Data records —
######

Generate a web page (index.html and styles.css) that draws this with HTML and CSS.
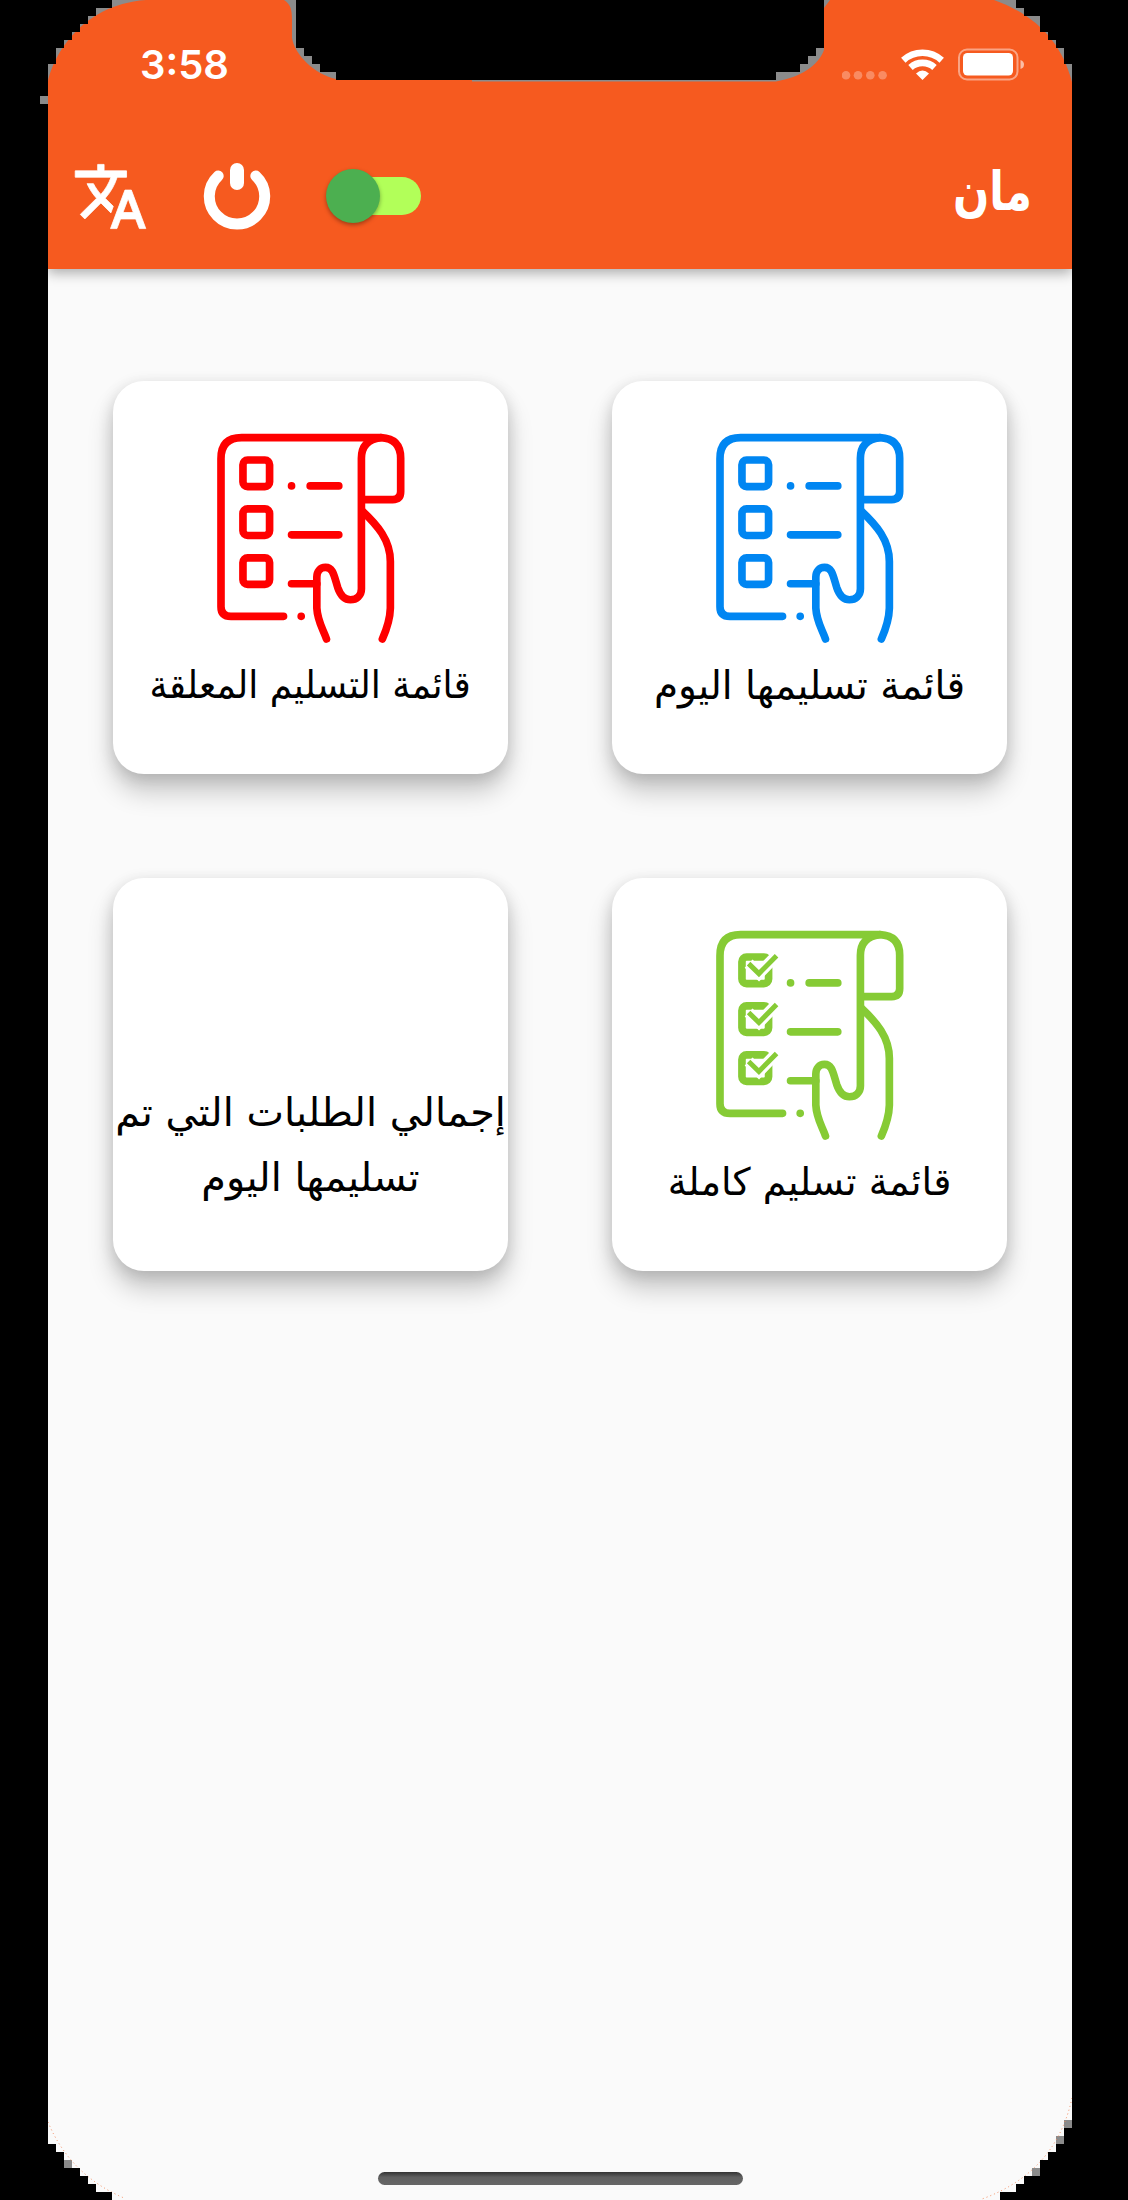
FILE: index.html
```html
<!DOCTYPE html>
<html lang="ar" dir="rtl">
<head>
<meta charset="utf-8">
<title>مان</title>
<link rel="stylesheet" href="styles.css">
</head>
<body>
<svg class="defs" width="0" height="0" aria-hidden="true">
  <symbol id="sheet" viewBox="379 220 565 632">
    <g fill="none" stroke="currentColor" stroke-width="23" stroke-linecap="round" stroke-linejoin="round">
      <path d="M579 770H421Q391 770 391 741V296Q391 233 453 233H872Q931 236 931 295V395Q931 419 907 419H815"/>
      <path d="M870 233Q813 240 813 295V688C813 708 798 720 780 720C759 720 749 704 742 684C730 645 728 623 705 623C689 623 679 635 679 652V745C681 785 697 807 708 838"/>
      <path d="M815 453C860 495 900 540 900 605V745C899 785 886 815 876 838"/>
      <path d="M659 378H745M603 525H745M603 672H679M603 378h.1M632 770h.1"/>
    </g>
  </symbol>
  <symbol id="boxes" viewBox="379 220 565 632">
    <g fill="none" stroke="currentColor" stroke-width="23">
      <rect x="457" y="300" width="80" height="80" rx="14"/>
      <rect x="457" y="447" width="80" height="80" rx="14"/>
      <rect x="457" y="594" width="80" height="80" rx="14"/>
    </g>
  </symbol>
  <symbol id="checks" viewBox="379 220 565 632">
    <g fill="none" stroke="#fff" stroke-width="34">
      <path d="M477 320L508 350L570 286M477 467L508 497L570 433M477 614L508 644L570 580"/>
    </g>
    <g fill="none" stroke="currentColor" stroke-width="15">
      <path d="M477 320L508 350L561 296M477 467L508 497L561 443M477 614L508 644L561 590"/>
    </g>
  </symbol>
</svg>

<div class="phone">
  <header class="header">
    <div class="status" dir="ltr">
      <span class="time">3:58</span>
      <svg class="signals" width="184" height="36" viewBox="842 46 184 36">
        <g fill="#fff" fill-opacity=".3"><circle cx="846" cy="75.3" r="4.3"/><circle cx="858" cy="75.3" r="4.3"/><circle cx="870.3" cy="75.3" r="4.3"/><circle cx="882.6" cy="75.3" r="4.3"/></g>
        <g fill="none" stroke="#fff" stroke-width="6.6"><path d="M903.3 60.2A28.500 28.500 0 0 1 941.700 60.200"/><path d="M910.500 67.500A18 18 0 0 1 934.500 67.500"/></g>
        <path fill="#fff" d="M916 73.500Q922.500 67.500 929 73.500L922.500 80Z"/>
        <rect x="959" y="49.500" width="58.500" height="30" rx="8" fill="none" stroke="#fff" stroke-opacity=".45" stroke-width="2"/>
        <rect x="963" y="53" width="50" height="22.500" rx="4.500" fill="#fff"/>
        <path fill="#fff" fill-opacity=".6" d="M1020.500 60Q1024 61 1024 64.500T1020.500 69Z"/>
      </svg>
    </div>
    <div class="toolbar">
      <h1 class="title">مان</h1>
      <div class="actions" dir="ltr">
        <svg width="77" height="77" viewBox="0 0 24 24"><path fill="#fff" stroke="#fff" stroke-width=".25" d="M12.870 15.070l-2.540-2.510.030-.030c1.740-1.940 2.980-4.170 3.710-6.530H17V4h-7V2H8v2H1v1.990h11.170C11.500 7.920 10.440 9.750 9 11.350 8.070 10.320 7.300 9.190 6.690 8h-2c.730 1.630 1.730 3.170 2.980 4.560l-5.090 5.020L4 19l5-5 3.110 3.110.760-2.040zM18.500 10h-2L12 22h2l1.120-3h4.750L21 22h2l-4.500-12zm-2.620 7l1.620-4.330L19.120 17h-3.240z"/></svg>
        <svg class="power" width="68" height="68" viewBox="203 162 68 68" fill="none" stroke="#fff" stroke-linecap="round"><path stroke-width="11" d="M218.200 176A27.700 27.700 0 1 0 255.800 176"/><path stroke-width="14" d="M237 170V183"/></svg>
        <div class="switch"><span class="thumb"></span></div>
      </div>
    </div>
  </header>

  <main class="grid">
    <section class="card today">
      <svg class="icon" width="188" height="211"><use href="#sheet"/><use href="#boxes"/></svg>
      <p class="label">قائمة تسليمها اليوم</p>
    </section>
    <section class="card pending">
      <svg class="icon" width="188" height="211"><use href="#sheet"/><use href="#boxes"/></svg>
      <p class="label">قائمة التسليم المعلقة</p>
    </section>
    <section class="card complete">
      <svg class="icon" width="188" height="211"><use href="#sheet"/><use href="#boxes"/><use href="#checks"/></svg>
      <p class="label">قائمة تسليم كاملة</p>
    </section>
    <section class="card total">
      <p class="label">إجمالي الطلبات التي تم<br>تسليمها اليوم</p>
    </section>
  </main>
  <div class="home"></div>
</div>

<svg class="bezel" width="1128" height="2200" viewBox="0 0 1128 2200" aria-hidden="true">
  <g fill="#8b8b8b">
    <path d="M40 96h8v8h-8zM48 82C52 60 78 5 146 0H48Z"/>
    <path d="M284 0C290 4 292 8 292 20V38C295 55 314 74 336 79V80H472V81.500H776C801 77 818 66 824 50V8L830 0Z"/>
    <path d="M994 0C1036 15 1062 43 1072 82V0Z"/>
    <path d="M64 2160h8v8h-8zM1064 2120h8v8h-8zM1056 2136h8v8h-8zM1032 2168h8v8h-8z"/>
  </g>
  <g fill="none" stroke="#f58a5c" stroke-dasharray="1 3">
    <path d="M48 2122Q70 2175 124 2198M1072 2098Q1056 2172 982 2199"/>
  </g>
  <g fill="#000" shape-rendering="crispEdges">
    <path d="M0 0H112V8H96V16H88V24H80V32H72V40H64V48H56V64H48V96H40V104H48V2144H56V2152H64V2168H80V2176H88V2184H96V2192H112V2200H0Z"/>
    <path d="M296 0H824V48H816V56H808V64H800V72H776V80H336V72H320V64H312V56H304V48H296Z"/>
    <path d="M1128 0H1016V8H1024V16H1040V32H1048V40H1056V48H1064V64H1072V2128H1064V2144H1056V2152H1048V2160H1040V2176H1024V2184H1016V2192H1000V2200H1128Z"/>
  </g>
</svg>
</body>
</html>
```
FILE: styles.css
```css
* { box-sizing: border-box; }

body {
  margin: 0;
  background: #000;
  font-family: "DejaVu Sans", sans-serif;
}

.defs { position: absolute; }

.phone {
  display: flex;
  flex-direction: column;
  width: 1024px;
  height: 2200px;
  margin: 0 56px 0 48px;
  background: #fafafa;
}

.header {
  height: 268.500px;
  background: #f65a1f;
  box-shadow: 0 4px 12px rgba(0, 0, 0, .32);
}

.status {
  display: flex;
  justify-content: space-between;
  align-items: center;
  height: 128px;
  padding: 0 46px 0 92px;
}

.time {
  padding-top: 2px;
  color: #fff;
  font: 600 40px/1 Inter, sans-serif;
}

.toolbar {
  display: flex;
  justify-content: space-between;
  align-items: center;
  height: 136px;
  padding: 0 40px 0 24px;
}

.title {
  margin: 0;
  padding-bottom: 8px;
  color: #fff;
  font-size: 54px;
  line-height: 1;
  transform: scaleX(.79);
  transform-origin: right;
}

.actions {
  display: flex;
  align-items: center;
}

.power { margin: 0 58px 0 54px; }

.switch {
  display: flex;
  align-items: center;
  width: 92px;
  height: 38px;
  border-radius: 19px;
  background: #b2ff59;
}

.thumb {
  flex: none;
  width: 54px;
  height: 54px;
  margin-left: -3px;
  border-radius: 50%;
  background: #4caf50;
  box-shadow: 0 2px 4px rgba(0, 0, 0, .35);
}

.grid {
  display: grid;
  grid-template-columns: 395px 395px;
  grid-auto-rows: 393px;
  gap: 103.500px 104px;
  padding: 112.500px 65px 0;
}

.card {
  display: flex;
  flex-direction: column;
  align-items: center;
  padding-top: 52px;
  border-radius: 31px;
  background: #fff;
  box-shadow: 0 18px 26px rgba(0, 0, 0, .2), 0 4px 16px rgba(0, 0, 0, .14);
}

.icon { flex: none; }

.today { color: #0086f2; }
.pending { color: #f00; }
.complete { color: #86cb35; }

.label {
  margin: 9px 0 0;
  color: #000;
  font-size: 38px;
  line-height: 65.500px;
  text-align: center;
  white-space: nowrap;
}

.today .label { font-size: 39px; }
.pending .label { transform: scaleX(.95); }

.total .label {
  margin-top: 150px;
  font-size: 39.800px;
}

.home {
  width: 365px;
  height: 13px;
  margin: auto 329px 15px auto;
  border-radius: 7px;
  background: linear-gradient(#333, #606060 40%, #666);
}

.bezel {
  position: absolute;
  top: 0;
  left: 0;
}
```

######

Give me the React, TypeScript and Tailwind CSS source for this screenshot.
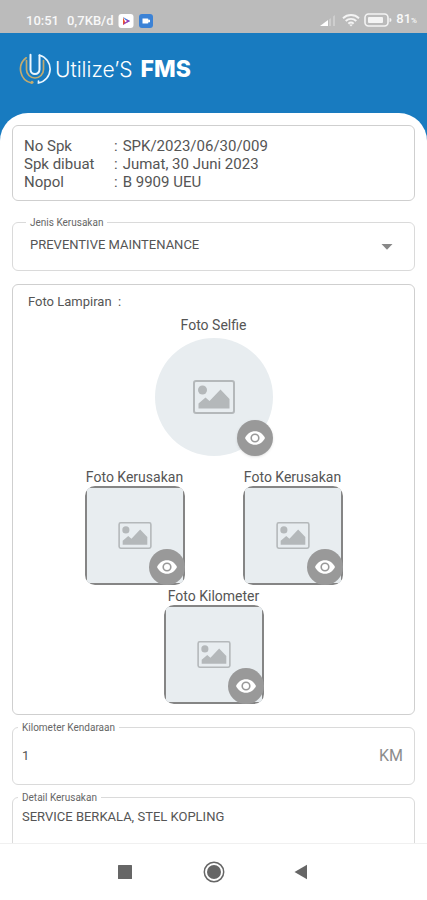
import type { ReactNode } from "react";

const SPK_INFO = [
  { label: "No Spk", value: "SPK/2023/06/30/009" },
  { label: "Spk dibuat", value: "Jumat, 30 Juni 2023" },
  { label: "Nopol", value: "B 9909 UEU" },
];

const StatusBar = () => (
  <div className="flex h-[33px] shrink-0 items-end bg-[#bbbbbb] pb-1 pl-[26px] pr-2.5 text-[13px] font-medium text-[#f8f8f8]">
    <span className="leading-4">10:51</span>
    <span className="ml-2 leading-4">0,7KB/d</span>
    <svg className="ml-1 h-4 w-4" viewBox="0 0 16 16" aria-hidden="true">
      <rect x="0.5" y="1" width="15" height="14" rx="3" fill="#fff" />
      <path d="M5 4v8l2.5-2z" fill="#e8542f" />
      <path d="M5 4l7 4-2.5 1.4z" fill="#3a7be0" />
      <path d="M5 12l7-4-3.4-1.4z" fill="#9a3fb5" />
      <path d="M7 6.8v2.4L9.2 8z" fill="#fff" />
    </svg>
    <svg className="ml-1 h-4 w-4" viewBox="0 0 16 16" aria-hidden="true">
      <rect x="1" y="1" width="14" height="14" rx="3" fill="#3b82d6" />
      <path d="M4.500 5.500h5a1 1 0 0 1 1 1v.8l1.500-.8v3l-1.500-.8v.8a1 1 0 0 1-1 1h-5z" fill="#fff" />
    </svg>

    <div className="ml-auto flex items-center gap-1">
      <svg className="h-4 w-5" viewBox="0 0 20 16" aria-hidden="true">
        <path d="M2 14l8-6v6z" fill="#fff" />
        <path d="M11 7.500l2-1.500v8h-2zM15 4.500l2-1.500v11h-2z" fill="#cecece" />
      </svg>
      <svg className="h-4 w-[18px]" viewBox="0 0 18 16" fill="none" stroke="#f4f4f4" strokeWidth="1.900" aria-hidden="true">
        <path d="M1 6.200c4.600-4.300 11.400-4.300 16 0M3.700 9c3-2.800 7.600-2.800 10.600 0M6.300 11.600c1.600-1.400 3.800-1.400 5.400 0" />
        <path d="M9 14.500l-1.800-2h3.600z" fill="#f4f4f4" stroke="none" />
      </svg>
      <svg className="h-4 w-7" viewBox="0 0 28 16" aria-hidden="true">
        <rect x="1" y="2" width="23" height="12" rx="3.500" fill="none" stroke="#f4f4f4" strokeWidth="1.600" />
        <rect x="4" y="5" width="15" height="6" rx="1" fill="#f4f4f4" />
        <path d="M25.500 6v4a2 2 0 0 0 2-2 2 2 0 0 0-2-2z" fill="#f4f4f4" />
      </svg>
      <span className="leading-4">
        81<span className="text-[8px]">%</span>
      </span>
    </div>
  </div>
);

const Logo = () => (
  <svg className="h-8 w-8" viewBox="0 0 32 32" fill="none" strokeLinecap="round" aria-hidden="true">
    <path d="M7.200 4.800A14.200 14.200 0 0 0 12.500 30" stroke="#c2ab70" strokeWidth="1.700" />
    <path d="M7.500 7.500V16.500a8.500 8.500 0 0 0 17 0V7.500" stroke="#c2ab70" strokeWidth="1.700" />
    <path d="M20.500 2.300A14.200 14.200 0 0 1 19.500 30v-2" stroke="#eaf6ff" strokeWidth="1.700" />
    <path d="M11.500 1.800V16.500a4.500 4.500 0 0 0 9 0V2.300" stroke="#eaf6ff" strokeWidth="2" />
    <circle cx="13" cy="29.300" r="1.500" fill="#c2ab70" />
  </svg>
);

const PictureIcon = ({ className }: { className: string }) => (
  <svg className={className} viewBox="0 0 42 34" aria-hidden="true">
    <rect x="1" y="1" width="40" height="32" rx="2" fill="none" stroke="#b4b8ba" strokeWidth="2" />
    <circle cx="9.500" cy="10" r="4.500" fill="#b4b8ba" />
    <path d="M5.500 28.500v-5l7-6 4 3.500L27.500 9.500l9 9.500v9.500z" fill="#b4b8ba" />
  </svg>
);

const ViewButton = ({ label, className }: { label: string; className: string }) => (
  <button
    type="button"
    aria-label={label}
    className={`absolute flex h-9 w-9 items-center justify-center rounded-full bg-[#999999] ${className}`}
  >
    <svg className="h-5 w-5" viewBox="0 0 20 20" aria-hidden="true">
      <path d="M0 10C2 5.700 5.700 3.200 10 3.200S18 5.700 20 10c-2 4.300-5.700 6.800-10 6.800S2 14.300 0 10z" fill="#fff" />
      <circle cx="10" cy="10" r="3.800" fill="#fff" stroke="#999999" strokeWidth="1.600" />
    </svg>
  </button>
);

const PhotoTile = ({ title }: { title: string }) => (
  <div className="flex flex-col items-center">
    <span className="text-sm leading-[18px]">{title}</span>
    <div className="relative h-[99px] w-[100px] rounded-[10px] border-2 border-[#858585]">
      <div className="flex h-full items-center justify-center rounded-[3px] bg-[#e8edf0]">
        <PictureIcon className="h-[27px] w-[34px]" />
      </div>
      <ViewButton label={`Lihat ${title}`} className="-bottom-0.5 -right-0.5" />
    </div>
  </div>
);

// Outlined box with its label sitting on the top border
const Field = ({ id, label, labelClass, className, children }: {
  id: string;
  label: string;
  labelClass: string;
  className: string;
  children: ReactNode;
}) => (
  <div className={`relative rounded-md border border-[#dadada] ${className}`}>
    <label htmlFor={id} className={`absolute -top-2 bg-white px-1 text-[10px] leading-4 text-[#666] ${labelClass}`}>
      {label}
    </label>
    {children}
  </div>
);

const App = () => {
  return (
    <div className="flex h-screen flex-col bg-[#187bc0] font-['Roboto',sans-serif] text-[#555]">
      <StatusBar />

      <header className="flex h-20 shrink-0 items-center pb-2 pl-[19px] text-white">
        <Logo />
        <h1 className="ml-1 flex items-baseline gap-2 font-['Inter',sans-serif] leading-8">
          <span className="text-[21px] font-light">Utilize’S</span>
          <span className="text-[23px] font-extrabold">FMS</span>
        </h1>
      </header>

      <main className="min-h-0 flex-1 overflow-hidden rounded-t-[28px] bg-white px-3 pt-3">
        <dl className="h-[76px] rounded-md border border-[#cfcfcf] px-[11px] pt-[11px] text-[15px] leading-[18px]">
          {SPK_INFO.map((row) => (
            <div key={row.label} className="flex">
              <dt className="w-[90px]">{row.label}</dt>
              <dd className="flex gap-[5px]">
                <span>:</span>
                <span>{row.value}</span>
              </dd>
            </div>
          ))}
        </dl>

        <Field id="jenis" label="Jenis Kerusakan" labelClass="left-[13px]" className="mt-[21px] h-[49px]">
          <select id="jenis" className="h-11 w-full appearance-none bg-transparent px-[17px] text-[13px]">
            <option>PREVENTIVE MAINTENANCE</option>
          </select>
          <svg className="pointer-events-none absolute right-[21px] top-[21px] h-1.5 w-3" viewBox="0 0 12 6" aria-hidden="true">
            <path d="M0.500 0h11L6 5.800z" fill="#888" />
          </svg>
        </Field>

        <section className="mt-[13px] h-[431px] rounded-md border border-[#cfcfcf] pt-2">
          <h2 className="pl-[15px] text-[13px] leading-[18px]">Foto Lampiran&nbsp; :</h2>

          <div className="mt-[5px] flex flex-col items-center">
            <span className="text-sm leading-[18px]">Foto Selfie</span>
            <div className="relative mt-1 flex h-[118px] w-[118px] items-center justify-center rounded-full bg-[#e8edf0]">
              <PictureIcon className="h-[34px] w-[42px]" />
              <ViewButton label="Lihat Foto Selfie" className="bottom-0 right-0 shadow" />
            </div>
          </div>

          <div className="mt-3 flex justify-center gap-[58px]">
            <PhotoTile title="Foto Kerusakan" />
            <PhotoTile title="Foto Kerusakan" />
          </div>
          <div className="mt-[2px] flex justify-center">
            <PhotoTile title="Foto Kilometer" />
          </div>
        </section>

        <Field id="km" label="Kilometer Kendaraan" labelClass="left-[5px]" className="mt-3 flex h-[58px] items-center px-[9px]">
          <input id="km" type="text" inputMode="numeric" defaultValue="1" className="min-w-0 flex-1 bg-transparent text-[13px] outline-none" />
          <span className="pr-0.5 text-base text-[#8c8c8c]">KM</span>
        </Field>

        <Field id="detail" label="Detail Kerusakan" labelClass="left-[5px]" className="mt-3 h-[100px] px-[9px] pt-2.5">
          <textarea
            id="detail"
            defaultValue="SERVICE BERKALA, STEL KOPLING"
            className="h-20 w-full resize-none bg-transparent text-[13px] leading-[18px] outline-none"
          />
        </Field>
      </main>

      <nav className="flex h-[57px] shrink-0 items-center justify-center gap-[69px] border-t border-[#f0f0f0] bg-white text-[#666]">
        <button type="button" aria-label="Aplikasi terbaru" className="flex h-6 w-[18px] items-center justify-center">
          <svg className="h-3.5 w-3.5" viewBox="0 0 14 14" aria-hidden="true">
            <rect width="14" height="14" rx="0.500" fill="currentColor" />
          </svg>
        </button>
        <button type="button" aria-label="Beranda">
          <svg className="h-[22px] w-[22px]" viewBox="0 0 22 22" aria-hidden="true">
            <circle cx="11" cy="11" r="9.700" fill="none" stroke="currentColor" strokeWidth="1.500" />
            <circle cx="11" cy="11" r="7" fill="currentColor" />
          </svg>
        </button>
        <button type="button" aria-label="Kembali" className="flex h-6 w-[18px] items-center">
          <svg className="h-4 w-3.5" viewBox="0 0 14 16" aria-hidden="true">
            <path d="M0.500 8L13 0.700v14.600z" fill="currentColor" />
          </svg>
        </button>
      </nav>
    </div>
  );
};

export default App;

######

Aim — Identify each line in the entries with the word "index" and copy it.

Answer below —
Generate a web page (index.html and styles.css) that draws this with HTML and CSS.
FILE: index.html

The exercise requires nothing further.